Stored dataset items
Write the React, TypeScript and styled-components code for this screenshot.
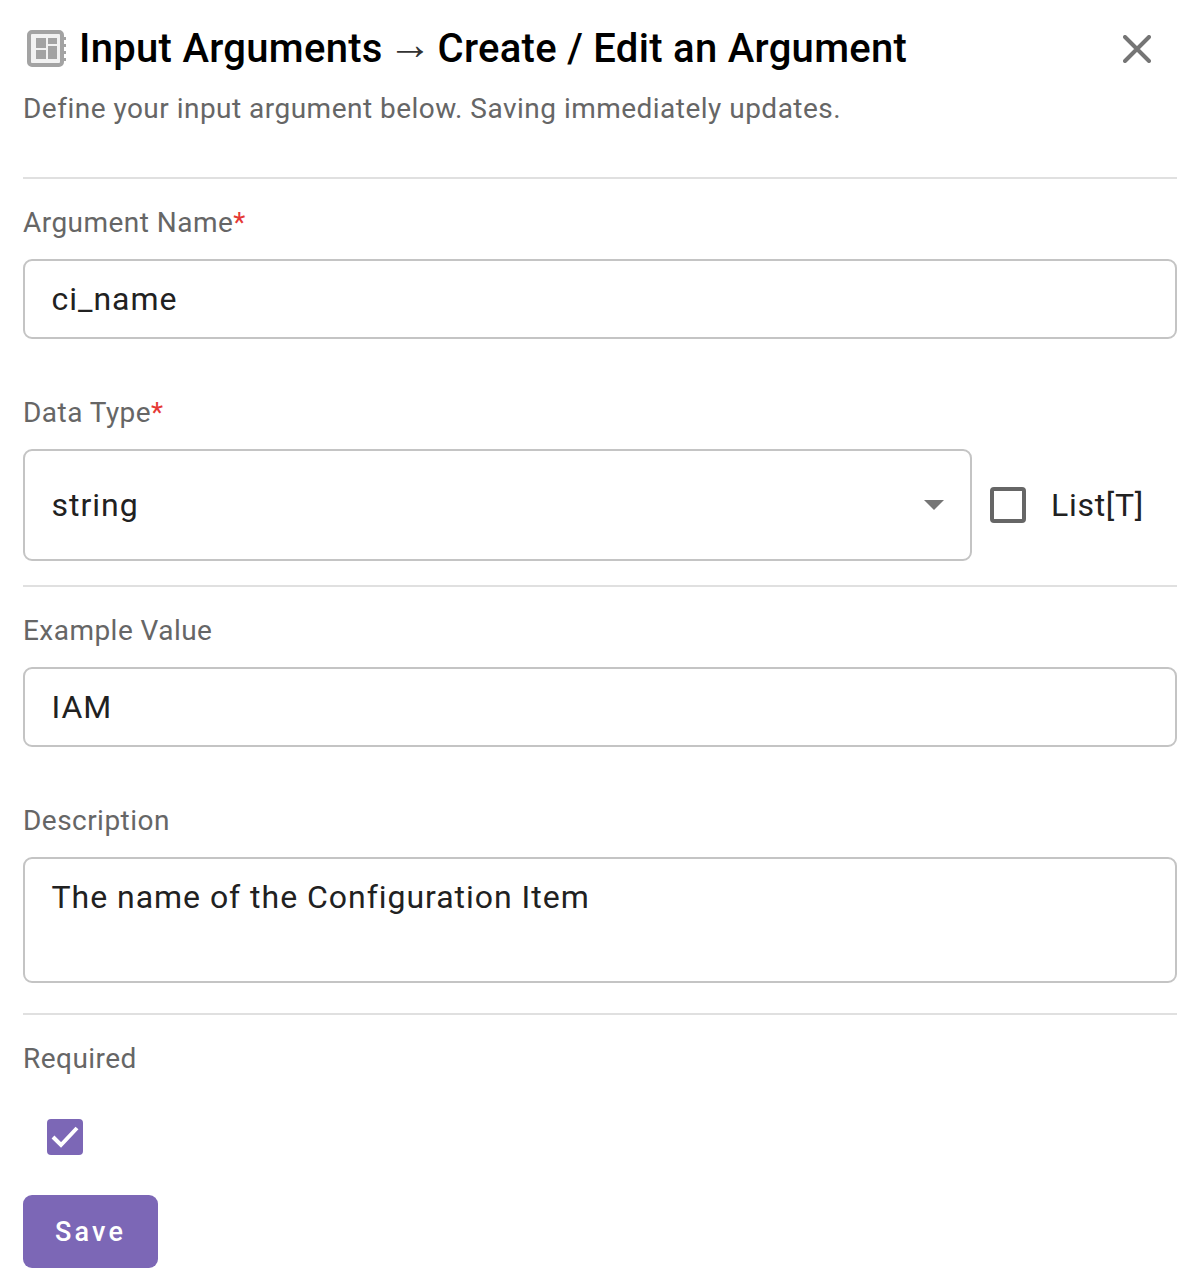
import React from "react";
import styled, { createGlobalStyle } from "styled-components";

const Global = createGlobalStyle`
  html, body { margin: 0; padding: 0; background: #fff; }
  body { font-family: Roboto, "Liberation Sans", sans-serif; }
`;

const Page = styled.div`
  width: 1188px;
  height: 1278px;
  box-sizing: border-box;
  padding: 24px 11px 0 23px;
  overflow: hidden;
`;

const Header = styled.div`
  display: flex;
  align-items: center;
  height: 50px;
`;

const Title = styled.h1`
  margin: 0 0 0 10px;
  font-size: 40px;
  line-height: 48px;
  font-weight: 500;
  color: #000;
  letter-spacing: 0.3px;
  white-space: nowrap;
  flex: 1;
`;

const Arrow = styled.span`
  font-family: "Liberation Sans", sans-serif;
  font-size: 44px;
  line-height: 0;
  font-weight: 400;
  color: #333;
  vertical-align: 3px;
  margin: 0 -5px;
`;

const CloseButton = styled.button`
  border: 0;
  background: none;
  padding: 0;
  width: 40px;
  height: 40px;
  margin-right: 20px;
  display: flex;
  align-items: center;
  justify-content: center;
`;

const Subtitle = styled.p`
  margin: 10px 0 0;
  font-size: 28px;
  line-height: 50px;
  height: 44px;
  color: #666;
  letter-spacing: 0.48px;
`;

const Divider = styled.hr<{ $top: number }>`
  margin: ${(p) => p.$top}px 0 0;
  border: 0;
  height: 2px;
  background: #e0e0e0;
`;

const Label = styled.div<{ $top: number }>`
  margin-top: ${(p) => p.$top}px;
  height: 38px;
  font-size: 28px;
  line-height: 40px;
  color: #666;
  letter-spacing: 0.46px;
`;

const Star = styled.span`
  color: #e53935;
`;

const Field = styled.div<{ $h: number; $align?: string }>`
  box-sizing: border-box;
  height: ${(p) => p.$h}px;
  border: 2px solid #c4c4c4;
  border-radius: 9px;
  padding: 0 26px 0 26.5px;
  margin-top: 18px;
  display: flex;
  align-items: ${(p) => p.$align ?? "center"};
  font-size: 32px;
  color: #212121;
  letter-spacing: 0.97px;
  flex: 1;
`;

const TextareaText = styled.span`
  line-height: 36px;
  margin-top: 20px;
`;

const Row = styled.div`
  display: flex;
  align-items: center;
  margin-top: 18px;
`;

const SelectField = styled(Field)`
  margin-top: 0;
  justify-content: space-between;
  flex: 0 0 949px;
`;

const Caret = styled.div`
  width: 0;
  height: 0;
  border-left: 10px solid transparent;
  border-right: 10px solid transparent;
  border-top: 10px solid #757575;
`;

const Checkbox = styled.div`
  box-sizing: border-box;
  width: 36px;
  height: 36px;
  border: 4px solid #666;
  border-radius: 4px;
  margin-left: 18px;
`;

const ListLabel = styled.span`
  margin-left: 25px;
  font-size: 32px;
  color: #212121;
  letter-spacing: 0.7px;
`;

const Checked = styled.div`
  width: 36px;
  height: 36px;
  margin: 42px 0 0 24px;
  background: #7c67b6;
  border-radius: 4px;
  display: flex;
  align-items: center;
  justify-content: center;
`;

const SaveButton = styled.button`
  display: block;
  width: 135px;
  height: 73px;
  margin-top: 40px;
  border: 0;
  border-radius: 9px;
  background: #7c67b6;
  color: #fff;
  font-family: Roboto, "Liberation Sans", sans-serif;
  font-size: 27px;
  font-weight: 500;
  letter-spacing: 3.2px;
`;

const PanelIcon = () => (
  <svg width="42" height="38" viewBox="0 0 42 38" fill="none" style={{ flex: "none", marginLeft: 4 }}>
    <rect x="2" y="2" width="33" height="33" rx="3" stroke="#a3a3a3" fill="#f2f2f2" strokeWidth="4" />
    <rect x="9" y="8" width="10" height="10" fill="#a3a3a3" />
    <rect x="21" y="8" width="9" height="6" fill="#a3a3a3" />
    <rect x="9" y="20" width="10" height="9" fill="#a3a3a3" />
    <rect x="21" y="16" width="9" height="13" fill="#a3a3a3" />
    <rect x="35" y="7" width="4" height="3" fill="#a3a3a3" />
    <rect x="35" y="14" width="4" height="3" fill="#a3a3a3" />
    <rect x="35" y="21" width="4" height="3" fill="#a3a3a3" />
    <rect x="35" y="28" width="4" height="3" fill="#a3a3a3" />
  </svg>
);

export default function App() {
  return (
    <Page>
      <Global />
      <Header>
        <PanelIcon />
        <Title>
          Input Arguments <Arrow>→</Arrow> Create / Edit an Argument
        </Title>
        <CloseButton aria-label="Close">
          <svg width="28" height="28" viewBox="0 0 28 28">
            <path d="M2 2 L26 26 M26 2 L2 26" stroke="#757575" strokeWidth="4" strokeLinecap="round" />
          </svg>
        </CloseButton>
      </Header>
      <Subtitle>Define your input argument below. Saving immediately updates.</Subtitle>
      <Divider $top={49} />
      <Label $top={24}>
        Argument Name<Star>*</Star>
      </Label>
      <Field $h={80}>ci_name</Field>
      <Label $top={54}>
        Data Type<Star>*</Star>
      </Label>
      <Row>
        <SelectField $h={112}>
          string
          <Caret />
        </SelectField>
        <Checkbox />
        <ListLabel>List[T]</ListLabel>
      </Row>
      <Divider $top={24} />
      <Label $top={24}>Example Value</Label>
      <Field $h={80}>IAM</Field>
      <Label $top={54}>Description</Label>
      <Field $h={126} $align="flex-start">
        <TextareaText>The name of the Configuration Item</TextareaText>
      </Field>
      <Divider $top={30} />
      <Label $top={24}>Required</Label>
      <Checked>
        <svg width="30" height="24" viewBox="0 0 30 24">
          <path d="M3 12 L11 20 L27 3" fill="none" stroke="#fff" strokeWidth="4" />
        </svg>
      </Checked>
      <SaveButton>Save</SaveButton>
    </Page>
  );
}
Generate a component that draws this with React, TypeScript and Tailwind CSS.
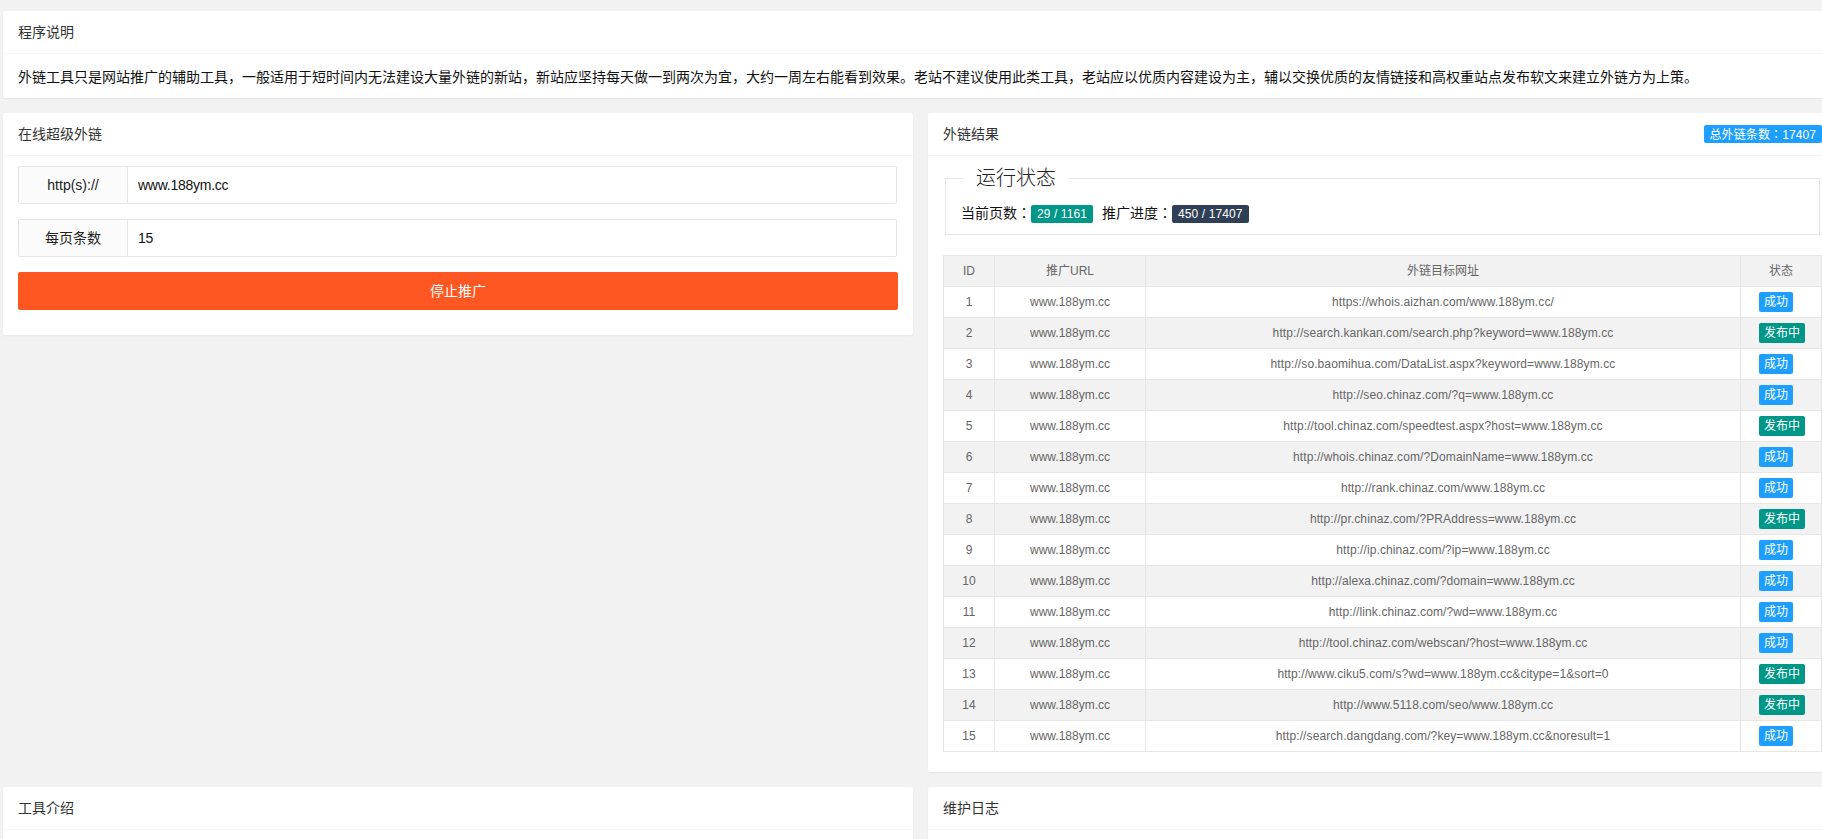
const rows: [string, boolean][] = [
  ["https://whois.aizhan.com/www.188ym.cc/", true],
  ["http://search.kankan.com/search.php?keyword=www.188ym.cc", false],
  ["http://so.baomihua.com/DataList.aspx?keyword=www.188ym.cc", true],
  ["http://seo.chinaz.com/?q=www.188ym.cc", true],
  ["http://tool.chinaz.com/speedtest.aspx?host=www.188ym.cc", false],
  ["http://whois.chinaz.com/?DomainName=www.188ym.cc", true],
  ["http://rank.chinaz.com/www.188ym.cc", true],
  ["http://pr.chinaz.com/?PRAddress=www.188ym.cc", false],
  ["http://ip.chinaz.com/?ip=www.188ym.cc", true],
  ["http://alexa.chinaz.com/?domain=www.188ym.cc", true],
  ["http://link.chinaz.com/?wd=www.188ym.cc", true],
  ["http://tool.chinaz.com/webscan/?host=www.188ym.cc", true],
  ["http://www.ciku5.com/s?wd=www.188ym.cc&citype=1&sort=0", false],
  ["http://www.5118.com/seo/www.188ym.cc", false],
  ["http://search.dangdang.com/?key=www.188ym.cc&noresult=1", true],
];

// Full-width comma and colon sit centred in their cell in the reference, as the Korean face draws them.
function Zh({ text }: { text: string }) {
  return (
    <>
      {text.split(/([，：])/).map((part, i) =>
        part === "，" || part === "：" ? (
          <span key={i} className="font-['Noto_Sans_CJK_KR',sans-serif]">{part}</span>
        ) : (
          part
        )
      )}
    </>
  );
}

function Card({ title, badge, children }: { title: string; badge?: string; children?: React.ReactNode }) {
  return (
    <div className="bg-white shadow-[0_1px_2px_0_rgba(0,0,0,0.05)] rounded-[2px]">
      <div className="h-[43px] leading-[42px] px-[15px] border-b border-[#f6f6f6] text-[#333] flex justify-between items-center">
        <span>{title}</span>
        {badge && (
          <span className="h-[18px] leading-[18px] px-[6px] rounded-[2px] bg-[#1E9FFF] text-white text-[12px] tracking-[0.1px]">
            <Zh text={badge} />
          </span>
        )}
      </div>
      {children}
    </div>
  );
}

function Field({ label, value }: { label: string; value: string }) {
  return (
    <div className="flex h-[38px] mb-[15px] mr-[1px]">
      <label className="w-[110px] shrink-0 border border-[#e6e6e6] rounded-l-[2px] bg-[#fbfbfb] text-center leading-[36px] text-[#222]">
        {label}
      </label>
      <input
        readOnly
        value={value}
        className="flex-1 min-w-0 border border-l-0 border-[#e6e6e6] rounded-r-[2px] px-[10px] text-[14px] tracking-[-0.25px] text-[#111] outline-none bg-white"
      />
    </div>
  );
}

export default function App() {
  return (
    <div className="h-screen overflow-hidden bg-[#f2f2f2] text-[14px] text-[#666] font-['Liberation_Sans','Noto_Sans_CJK_SC',sans-serif]">
      <div className="w-[1834px] ml-[3px] pt-[11px] flex flex-col gap-[15px]">
        <Card title="程序说明">
          <div className="h-[44px] px-[15px] py-[10px] leading-[24px] text-[#111]">
            <Zh text="外链工具只是网站推广的辅助工具，一般适用于短时间内无法建设大量外链的新站，新站应坚持每天做一到两次为宜，大约一周左右能看到效果。老站不建议使用此类工具，老站应以优质内容建设为主，辅以交换优质的友情链接和高权重站点发布软文来建立外链方为上策。" />
          </div>
        </Card>
        <div className="grid grid-cols-[910px_909px] gap-x-[15px] gap-y-[15px] items-start">
          <Card title="在线超级外链">
            <div className="px-[15px] py-[10px]">
              <Field label="http(s)://" value="www.188ym.cc" />
              <Field label="每页条数" value="15" />
              <button className="block w-full h-[38px] mb-[15px] rounded-[2px] bg-[#FF5722] text-white text-[14px] text-center">
                停止推广
              </button>
            </div>
          </Card>
          <Card title="外链结果" badge="总外链条数：17407">
            <div className="px-[15px] py-[10px]">
              <fieldset className="border border-[#e6e6e6] mx-[2px] mb-[10px]">
                <legend className="ml-[18px] px-[12px] text-[20px] leading-[24px] font-light text-[#222]">运行状态</legend>
                <div className="h-[44px] px-[15px] py-[10px] leading-[24px] text-[#111]">
                  <Zh text="当前页数：" />
                  <span className="inline-block align-middle h-[18px] leading-[18px] px-[6px] rounded-[2px] bg-[#009688] text-white text-[12px] tracking-[0.1px]">29 / 1161</span>
                  <span className="ml-[9px]"><Zh text="推广进度：" /></span>
                  <span className="inline-block align-middle h-[18px] leading-[18px] px-[6px] rounded-[2px] bg-[#2F4056] text-white text-[12px] tracking-[0.1px]">450 / 17407</span>
                </div>
              </fieldset>
              <table className="w-full table-fixed border-collapse mt-[20px] mb-[10px] text-[12px] text-center text-[#666]">
                <colgroup>
                  <col className="w-[51px]" />
                  <col className="w-[151px]" />
                  <col />
                  <col className="w-[81px]" />
                </colgroup>
                <thead>
                  <tr className="bg-[#f2f2f2] h-[31px]">
                    <th className="border border-[#e6e6e6] font-normal">ID</th>
                    <th className="border border-[#e6e6e6] font-normal">推广URL</th>
                    <th className="border border-[#e6e6e6] font-normal">外链目标网址</th>
                    <th className="border border-[#e6e6e6] font-normal">状态</th>
                  </tr>
                </thead>
                <tbody>
                  {rows.map(([url, ok], i) => (
                    <tr key={i} className={`h-[31px] ${i % 2 === 1 ? "bg-[#f2f2f2]" : "bg-white"}`}>
                      <td className="border border-[#e6e6e6]">{i + 1}</td>
                      <td className="border border-[#e6e6e6]">www.188ym.cc</td>
                      <td className="border border-[#e6e6e6] tracking-[0.1px]">{url}</td>
                      <td className="border border-[#e6e6e6] text-left pl-[18px]">
                        <span className={`block w-fit h-[20px] leading-[20px] px-[5px] rounded-[2px] text-white ${ok ? "bg-[#1E9FFF]" : "bg-[#009688]"}`}>
                          {ok ? "成功" : "发布中"}
                        </span>
                      </td>
                    </tr>
                  ))}
                </tbody>
              </table>
            </div>
          </Card>
          <Card title="工具介绍">
            <div className="h-[60px]" />
          </Card>
          <Card title="维护日志">
            <div className="h-[60px]" />
          </Card>
        </div>
      </div>
    </div>
  );
}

Your task: Go over the records above and tally each line that includes "components". Give the total by itself.

Exercise solution: 2